The extraordinary contrast between the lack of any marker on the grave and the bronze statue of Annie Moore on Ellis Island was brought into stark relief last Friday at a packed press conference at the headquarters of the New York Genealogical and Biographical Society in Manhattan.
The gathering of journalists, officials, descendants of Annie Moore and, in some cases, the merely curious, was convened by the City of New York’s Department of Records and Information Records in order to present the startling results of research carried out by professional genealogist, Megan Smolenyak Smolenyak.
The press conference came in the wake of media reports that the widely accepted record of Annie Moore’s later life, and her 1924 death in Texas, had nothing to do with the life of the young girl from Cork who made history by being the first immigrant to step ashore on Ellis Island in 1892.
The news was out in advance of the press conference that there were two Annie Moores entangled in the historical record.
Their life stories had become interwoven through accident and happenstance, and a failure to fully research the lives of both women.
Most crucially, what was not known was the precise life story and fate of the Annie Moore of Ellis Island fame.
This was because it was commonly believed that Ellis Island Annie was one and the same with Annie Moore, a woman who, it turned out, was born in Illinois and who died in a streetcar accident in Texas in 1924.
As a result of this merging of two lives, Annie Moore of Cork and Ellis Island supposedly moved west in the years after her famous landing to Indiana, New Mexico and ultimately Texas.
In fact, she never left New York city and spent the rest of what was to be a tough and all too short life on Manhattan’s Lower East Side.
Annie Moore married a German immigrant named Joseph Schayer who worked at the Fulton Street Fish Market.

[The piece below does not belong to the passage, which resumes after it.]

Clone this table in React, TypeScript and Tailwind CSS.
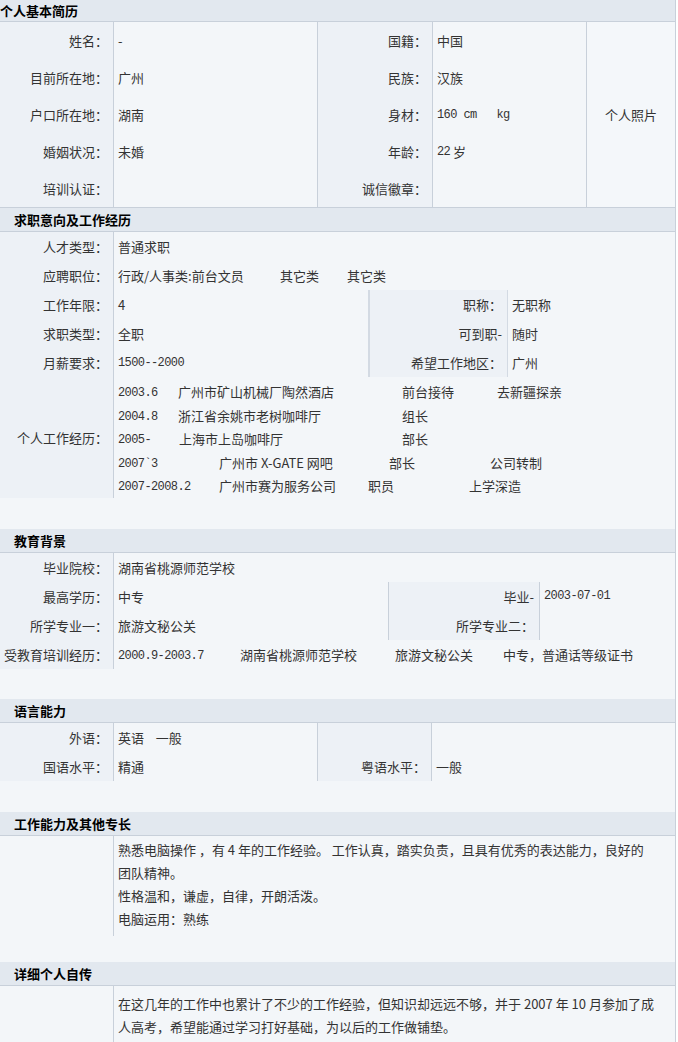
const LINE = 'border-[#c8d0da]';

function Header({ title, first }: { title: string; first?: boolean }) {
  return (
    <div
      className={`flex items-center bg-[#e2e8ef] border-b ${LINE} text-[13px] font-bold text-black ${first ? 'h-[22px] pl-0' : 'h-[24px] pl-[14px]'}`}
    >
      {title}
    </div>
  );
}

function Label({ children, className = '' }: { children?: React.ReactNode; className?: string }) {
  return (
    <div className={`flex items-center justify-end pr-[5px] bg-[#edf1f6] whitespace-nowrap ${className}`}>
      {children}
    </div>
  );
}

function Value({ children, className = '' }: { children?: React.ReactNode; className?: string }) {
  return <div className={`flex items-center pl-[4px] whitespace-nowrap ${className}`}>{children}</div>;
}

function M({ children }: { children: React.ReactNode }) {
  return <span className="font-['Liberation_Mono',monospace] text-[12px] tracking-[-0.6px]">{children}</span>;
}

const jobs: { text: string; mono?: boolean; w?: string }[][] = [
  [
    { text: '2003.6', mono: true, w: 'w-[60px]' },
    { text: '广州市矿山机械厂陶然酒店', w: 'w-[224px]' },
    { text: '前台接待', w: 'w-[95px]' },
    { text: '去新疆探亲' },
  ],
  [
    { text: '2004.8', mono: true, w: 'w-[60px]' },
    { text: '浙江省余姚市老树咖啡厅', w: 'w-[224px]' },
    { text: '组长' },
  ],
  [
    { text: '2005-', mono: true, w: 'w-[61px]' },
    { text: '上海市上岛咖啡厅', w: 'w-[223px]' },
    { text: '部长' },
  ],
  [
    { text: '2007`3', mono: true, w: 'w-[101px]' },
    { text: '广州市 X-GATE 网吧', w: 'w-[170px]' },
    { text: '部长', w: 'w-[101px]' },
    { text: '公司转制' },
  ],
  [
    { text: '2007-2008.2', mono: true, w: 'w-[101px]' },
    { text: '广州市赛为服务公司', w: 'w-[149px]' },
    { text: '职员', w: 'w-[101px]' },
    { text: '上学深造' },
  ],
];

export default function App() {
  return (
    <div className="w-[678px] bg-white font-['Noto_Sans_CJK_SC',sans-serif] text-[13px] text-[#333] leading-none">
      <div className={`w-[676px] bg-[#f3f6f9] border-r ${LINE}`}>
        {/* 个人基本简历 */}
        <Header title="个人基本简历" first />
        <div className={`grid grid-cols-[114px_204px_114px_155px_1fr] grid-rows-[repeat(5,37px)] border-b ${LINE}`}>
          <Label className={`border-r ${LINE}`}>姓名：</Label>
          <Value className={`border-r ${LINE}`}>-</Value>
          <Label>国籍：</Label>
          <Value className={`border-l ${LINE} border-r`}>中国</Value>
          <div className="row-span-5 flex items-center justify-center bg-[#f4f7fa]">个人照片</div>

          <Label className={`border-r ${LINE}`}>目前所在地：</Label>
          <Value className={`border-r ${LINE}`}>广州</Value>
          <Label>民族：</Label>
          <Value className={`border-l ${LINE} border-r`}>汉族</Value>

          <Label className={`border-r ${LINE}`}>户口所在地：</Label>
          <Value className={`border-r ${LINE}`}>湖南</Value>
          <Label>身材：</Label>
          <Value className={`border-l ${LINE} border-r`}>
            <M>160 cm&nbsp;&nbsp;&nbsp;kg</M>
          </Value>

          <Label className={`border-r ${LINE}`}>婚姻状况：</Label>
          <Value className={`border-r ${LINE}`}>未婚</Value>
          <Label>年龄：</Label>
          <Value className={`border-l ${LINE} border-r`}>
            <M>22</M>&nbsp;岁
          </Value>

          <Label className={`border-r ${LINE}`}>培训认证：</Label>
          <Value className={`border-r ${LINE}`} />
          <Label>诚信徽章：</Label>
          <Value className={`border-l ${LINE} border-r`} />
        </div>

        {/* 求职意向及工作经历 */}
        <Header title="求职意向及工作经历" />
        <div className="flex flex-col">
          <div className="grid grid-cols-[114px_254px_140px_1fr] grid-rows-[repeat(5,29px)]">
            <Label className={`border-r ${LINE}`}>人才类型：</Label>
            <Value className="col-span-3">普通求职</Value>

            <Label className={`border-r ${LINE}`}>应聘职位：</Label>
            <Value className="col-span-3">
              <span className="w-[162px]">行政/人事类:前台文员</span>
              <span className="w-[67px]">其它类</span>
              <span>其它类</span>
            </Value>

            <Label className={`border-r ${LINE}`}>工作年限：</Label>
            <Value>4</Value>
            <Label className={`border-l-2 border-[#d3dae3] border-r`}>职称：</Label>
            <Value>无职称</Value>

            <Label className={`border-r ${LINE}`}>求职类型：</Label>
            <Value>全职</Value>
            <Label className={`border-l-2 border-[#d3dae3] border-r`}>可到职-</Label>
            <Value>随时</Value>

            <Label className={`border-r ${LINE}`}>月薪要求：</Label>
            <Value>
              <M>1500--2000</M>
            </Value>
            <Label className={`border-l-2 border-[#d3dae3] border-r`}>希望工作地区：</Label>
            <Value>广州</Value>
          </div>
          <div className="grid grid-cols-[114px_1fr] pb-[1px]">
            <Label className={`border-r ${LINE}`}>个人工作经历：</Label>
            <div className="flex flex-col pl-[4px] pt-[3px]">
              {jobs.map((line, i) => (
                <div key={i} className="flex items-center h-[23.5px] whitespace-nowrap">
                  {line.map((c, j) => (
                    <span key={j} className={c.w ?? ''}>
                      {c.mono ? <M>{c.text}</M> : c.text}
                    </span>
                  ))}
                </div>
              ))}
            </div>
          </div>
          <div className="h-[30px]" />
        </div>

        {/* 教育背景 */}
        <Header title="教育背景" />
        <div className="flex flex-col">
          <div className="grid grid-cols-[114px_274px_152px_1fr] grid-rows-[repeat(4,29px)]">
            <Label className={`border-r ${LINE}`}>毕业院校：</Label>
            <Value className="col-span-3">湖南省桃源师范学校</Value>

            <Label className={`border-r ${LINE}`}>最高学历：</Label>
            <Value>中专</Value>
            <Label className={`border-l ${LINE} border-r`}>毕业-</Label>
            <Value>
              <M>2003-07-01</M>
            </Value>

            <Label className={`border-r ${LINE}`}>所学专业一：</Label>
            <Value>旅游文秘公关</Value>
            <Label className={`border-l ${LINE} border-r`}>所学专业二：</Label>
            <Value />

            <Label className={`border-r ${LINE} pr-[4px]`}>受教育培训经历：</Label>
            <Value className="col-span-3">
              <span className="w-[122px]">
                <M>2000.9-2003.7</M>
              </span>
              <span className="w-[155px]">湖南省桃源师范学校</span>
              <span className="w-[108px]">旅游文秘公关</span>
              <span>中专，普通话等级证书</span>
            </Value>
          </div>
          <div className="h-[30px]" />
        </div>

        {/* 语言能力 */}
        <Header title="语言能力" />
        <div className="flex flex-col">
          <div className="grid grid-cols-[114px_204px_114px_1fr] grid-rows-[repeat(2,29px)]">
            <Label className={`border-r ${LINE}`}>外语：</Label>
            <Value className={`border-r ${LINE}`}>英语&nbsp;&nbsp;&nbsp;&nbsp;一般</Value>
            <Label className={`border-r ${LINE}`} />
            <Value />

            <Label className={`border-r ${LINE}`}>国语水平：</Label>
            <Value className={`border-r ${LINE}`}>精通</Value>
            <Label className={`border-r ${LINE}`}>粤语水平：</Label>
            <Value>一般</Value>
          </div>
          <div className="h-[31px]" />
        </div>

        {/* 工作能力及其他专长 */}
        <Header title="工作能力及其他专长" />
        <div className="flex flex-col">
          <div className="grid grid-cols-[114px_1fr]">
            <div className={`border-r ${LINE}`} />
            <div className="flex flex-col pl-[4px] pt-[2px] pb-[6px] leading-[23px] whitespace-nowrap">
              <div>熟悉电脑操作 ，有 4 年的工作经验。 工作认真，踏实负责，且具有优秀的表达能力，良好的</div>
              <div>团队精神。</div>
              <div>性格温和，谦虚，自律，开朗活泼。</div>
              <div>电脑运用：熟练</div>
            </div>
          </div>
          <div className="h-[26px]" />
        </div>

        {/* 详细个人自传 */}
        <Header title="详细个人自传" />
        <div className="grid grid-cols-[114px_1fr]">
          <div className={`border-r ${LINE}`} />
          <div className="flex flex-col pl-[4px] pt-[6px] pb-[6px] leading-[23px] whitespace-nowrap">
            <div>在这几年的工作中也累计了不少的工作经验，但知识却远远不够，并于 2007 年 10 月参加了成</div>
            <div>人高考，希望能通过学习打好基础，为以后的工作做铺垫。</div>
          </div>
        </div>
      </div>
    </div>
  );
}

The couple had 11 children though not all survived birth and early infancy.
Annie Moore Schayer, her husband and children appear to have moved address a number of times over their years together, as people did then, but never more than a few streets at any one time.
Annie Moore then, grew into a New Yorker and rests to this day in a hallowed part of her adopted city.

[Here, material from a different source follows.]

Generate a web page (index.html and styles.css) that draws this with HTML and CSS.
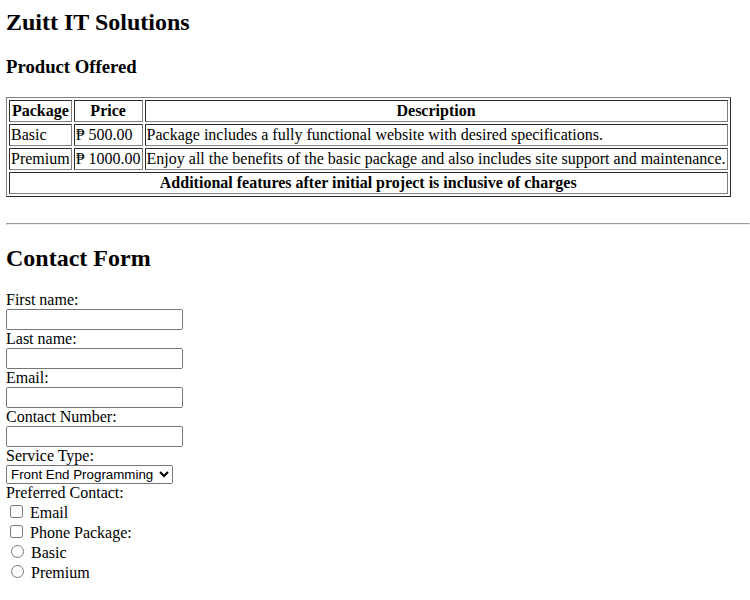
FILE: index.html
```html
<!DOCTYPE html>
<html>
<head>
<meta charset="utf-8">
<title>Zuitt IT Solutions</title>
<link rel="stylesheet" href="styles.css">
</head>
<body>
<h2 class="title">Zuitt IT Solutions</h2>
<h3>Product Offered</h3>
<table border="1" class="products">
  <tr>
    <th>Package</th>
    <th>Price</th>
    <th>Description</th>
  </tr>
  <tr>
    <td>Basic</td>
    <td>&#8369; 500.00</td>
    <td>Package includes a fully functional website with desired specifications.</td>
  </tr>
  <tr>
    <td>Premium</td>
    <td>&#8369; 1000.00</td>
    <td>Enjoy all the benefits of the basic package and also includes site support and maintenance.</td>
  </tr>
  <tr>
    <th colspan="3">Additional features after initial project is inclusive of charges</th>
  </tr>
</table>
<br>
<hr>
<h2>Contact Form</h2>
<form>
  <label for="fn">First name:</label><br>
  <input type="text" id="fn" class="field"><br>
  <label for="ln">Last name:</label><br>
  <input type="text" id="ln" class="field"><br>
  <label for="em">Email:</label><br>
  <input type="email" id="em" class="field"><br>
  <label for="cn">Contact Number:</label><br>
  <input type="tel" id="cn" class="field"><br>
  <label for="st">Service Type:</label><br>
  <select id="st" class="service">
    <option>Front End Programming</option>
    <option>Back End Programming</option>
    <option>Full Stack Programming</option>
  </select><br>
  <label>Preferred Contact:</label><br>
  <input type="checkbox" id="ce"> <label for="ce">Email</label><br>
  <input type="checkbox" id="cp"> <label for="cp">Phone</label> <label>Package:</label><br>
  <input type="radio" name="pkg" id="pb"> <label for="pb">Basic</label><br>
  <input type="radio" name="pkg" id="pp"> <label for="pp">Premium</label>
</form>
</body>
</html>
```

FILE: styles.css
```css
body {
  margin: 9px 0 8px 6px;
  font-family: "Liberation Serif", "Times New Roman", serif;
  font-size: 16px;
  color: #000;
  background: #fff;
}
h2 {
  font-size: 24px;
  margin: 19.92px 0;
}
h2.title {
  margin-top: 0;
}
h3 {
  font-size: 18.72px;
  margin: 18.72px 0;
}
.products {
  border-color: #808080;
}
.field, .service {
  font-family: "Liberation Sans", Arial, sans-serif;
  font-size: 13.33px;
  box-sizing: border-box;
}
.field {
  width: 177px;
  height: 21px;
}
.service {
  width: 167px;
}
```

“Annie Moore’s life started as an Irish story and ended as an American story,” Irish Consul General in New York, Tim O’Connor, told the Genealogical Society gathering.
The event was hosted by Brian Andersson, commissioner of the Department of Records and Information Services, and genealogist Smolenyak Smolenyak who, in something of a genealogical coincidence, is married to an unrelated man with whom she shares the same Carpatho-Russian surname.

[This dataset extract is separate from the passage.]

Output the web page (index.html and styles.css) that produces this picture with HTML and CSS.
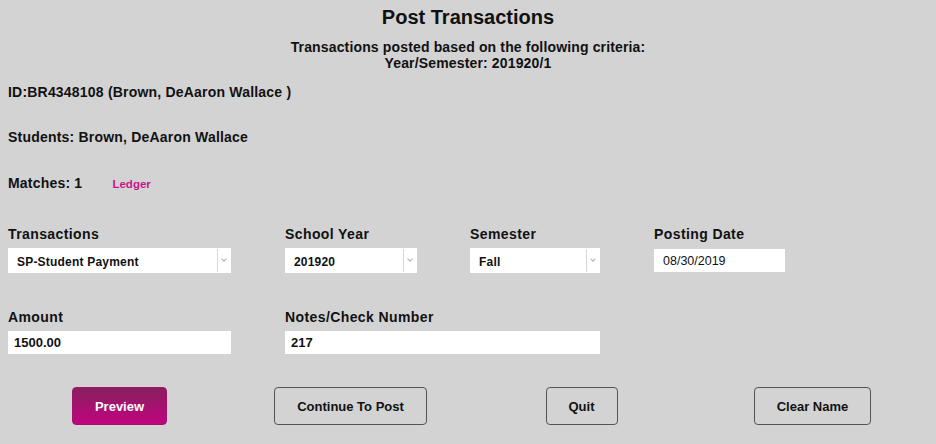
FILE: index.html
```html
<!DOCTYPE html>
<html lang="en">
<head>
  <meta charset="UTF-8">
  <title>Post Transactions</title>
  <link rel="stylesheet" href="styles.css">
</head>
<body>
  <h1 class="title">Post Transactions</h1>
  <div class="criteria">
    <p>Transactions posted based on the following criteria:</p>
    <p>Year/Semester: 201920/1</p>
  </div>

  <p class="info id-line">ID:BR4348108 (Brown, DeAaron Wallace )</p>
  <p class="info students">Students: Brown, DeAaron Wallace</p>
  <p class="info matches">Matches: 1 <a href="#" class="ledger">Ledger</a></p>

  <div class="fields">
    <div class="field">
      <label>Transactions</label>
      <div class="select w223"><span>SP-Student Payment</span><i class="arrow"></i></div>
    </div>
    <div class="field">
      <label>School Year</label>
      <div class="select w132"><span>201920</span><i class="arrow"></i></div>
    </div>
    <div class="field">
      <label>Semester</label>
      <div class="select w130"><span>Fall</span><i class="arrow"></i></div>
    </div>
    <div class="field">
      <label>Posting Date</label>
      <input type="text" class="date" value="08/30/2019">
    </div>

    <div class="field row2">
      <label>Amount</label>
      <input type="text" class="text w223" value="1500.00">
    </div>
    <div class="field row2 span3">
      <label>Notes/Check Number</label>
      <input type="text" class="text w315" value="217">
    </div>
  </div>

  <div class="buttons">
    <button class="btn primary">Preview</button>
    <button class="btn">Continue To Post</button>
    <button class="btn">Quit</button>
    <button class="btn">Clear Name</button>
  </div>
</body>
</html>
```

FILE: styles.css
```css
body {
  margin: 0;
  padding: 0 8px;
  background-color: #d3d3d3;
  color: #111;
  font-family: "Liberation Sans", Arial, sans-serif;
  font-weight: bold;
}
p {
  margin: 0;
}
.title {
  margin: 5px 0 0;
  font-size: 20px;
  line-height: 24px;
  text-align: center;
}
.criteria {
  margin-top: 10px;
  font-size: 14px;
  line-height: 16px;
  letter-spacing: 0.15px;
  text-align: center;
}
.info {
  font-size: 14px;
  line-height: 16px;
  letter-spacing: 0.2px;
}
.id-line {
  margin-top: 13px;
}
.students {
  margin-top: 29px;
}
.matches {
  margin-top: 30px;
}
.ledger {
  margin-left: 26px;
  color: #c8168c;
  font-size: 11.5px;
  letter-spacing: 0;
  text-decoration: none;
}
.fields {
  display: grid;
  grid-template-columns: 277px 185px 184px auto;
  margin-top: 34px;
}
.field label {
  display: block;
  font-size: 14px;
  line-height: 16px;
  letter-spacing: 0.4px;
  margin-bottom: 6px;
}
.row2 {
  margin-top: 36px;
}
.span3 {
  grid-column: span 3;
}
.select {
  display: flex;
  height: 25px;
  background: #fff;
  font-size: 12px;
  letter-spacing: 0.2px;
  align-items: center;
}
.select span {
  flex: 1;
  padding-left: 9px;
  padding-top: 3px;
}
.select .arrow {
  width: 13px;
  height: 23px;
  border-left: 1px solid #d8d8d8;
  position: relative;
}
.select .arrow::after {
  content: "";
  position: absolute;
  left: 4px;
  top: 8px;
  width: 3px;
  height: 3px;
  border-right: 1px solid #b0b0b0;
  border-bottom: 1px solid #b0b0b0;
  transform: rotate(45deg);
}
.w223 { width: 223px; }
.w132 { width: 132px; }
.w130 { width: 130px; }
.w315 { width: 315px; }
input {
  box-sizing: border-box;
  height: 23px;
  margin: 0;
  border: none;
  padding: 0 6px;
  background: #fff;
  color: #111;
  font-family: "Liberation Sans", Arial, sans-serif;
  font-size: 13px;
  font-weight: bold;
  outline: none;
}
.date {
  width: 131px;
  padding-left: 9px;
  font-size: 12.5px;
  font-weight: normal;
  margin-top: 1px;
}
.buttons {
  display: grid;
  grid-template-columns: repeat(4, 231px);
  justify-items: center;
  margin: 33px 0 0 -4px;
}
.btn {
  height: 38px;
  padding: 0 22px;
  border: 1px solid #555;
  border-radius: 4px;
  background: #d3d3d3;
  color: #111;
  font-family: "Liberation Sans", Arial, sans-serif;
  font-size: 13px;
  font-weight: bold;
  cursor: pointer;
}
.btn.primary {
  border-color: #a0126e;
  background: linear-gradient(#891f5e, #c0047f);
  color: #fff;
}
```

It was Smolenyak Smolenyak’s research for a PBS documentary on immigration that ultimately led her to conclude that the Annie Moore who died in Texas was not the Annie Moore who departed Cobh (then Queenstown) with two of her young brothers on a voyage that would reunite the three with their parents in New York.
Smolenyak Smolenyak held all in the room captive last Friday as she outlined what was a gumshoe genealogical story spurred by nagging, unanswered questions and a series of clues that began with a New York City death certificate for Annie’s brother, Anthony Moore, dated 1902. He had died aged just 24.
The certificate listed a father named Matthew (the correct name) who had arrived in America at the right time, 1892.
The certificate, however, named a Julia Moore as the mother when for years it had been thought that Annie Moore’s mother had been named Mary.
This, however, was due to an incorrect 1892 newspaper account. Annie’s mother was indeed Julia Cronin Moore.
Undeterred by false trails, Smolenyak Smolenyak kept digging. It turned out that Matthew Moore, apparently a longshoreman, died in 1907. His son, who had been interred in a pauper’s grave, was disinterred and buried with him.
The press conference was then told of the discovery in local record files by commissioner Andersson of a naturalization certificate for Annie’s brother Philip. This was the so-called “smoking gun” document that placed Philip alongside Annie and Anthony on the SS Nevada out of Queenstown.
With the investigation now focused on a family being naturalized, living and dying in a corner of Manhattan made famous in later years by Al Smith, it wasn’t long before Annie was traced to a tenement in Monroe Street, where she first lived with her parents, and from there to a number of other addresses including one on Cherry Street close by the entrance to the Manhattan Bridge.
A marriage certificate was unearthed by Andersson at nearby St. James’s Catholic Church.
It was the first chapter in a family life that lives on to this day right across America.
Five of Joseph and Annie’s children survived to adulthood but just three of them had children of their own. Annie herself died in 1923, aged just 47, from heart failure.
“Annie lived a hardscrabble life. She sacrificed herself for the benefit of future generations,” Smolenyak Smolenyak said.
Six of Annie Moore’s children share her grave, a small plot covered with grass and, for the moment, nothing else.
“We’re going to rectify this,” promised Commissioner Andersson who promptly donated $500 — half of a reward offered and presented by Smolenyak Smolenyak as part of the hunt for Annie Moore — to a fund that will pay for a headstone in Calvary Cemetery.
Annie Moore’s descendents and the Cork Association in New York are also lining up to set the final seal on a life visited by fame, marked by hardship and sadness but which, ultimately, gave rise to new families of mixed religious and ethnic backgrounds boasting 10 different names and all of them living out their American dreams and birthrights.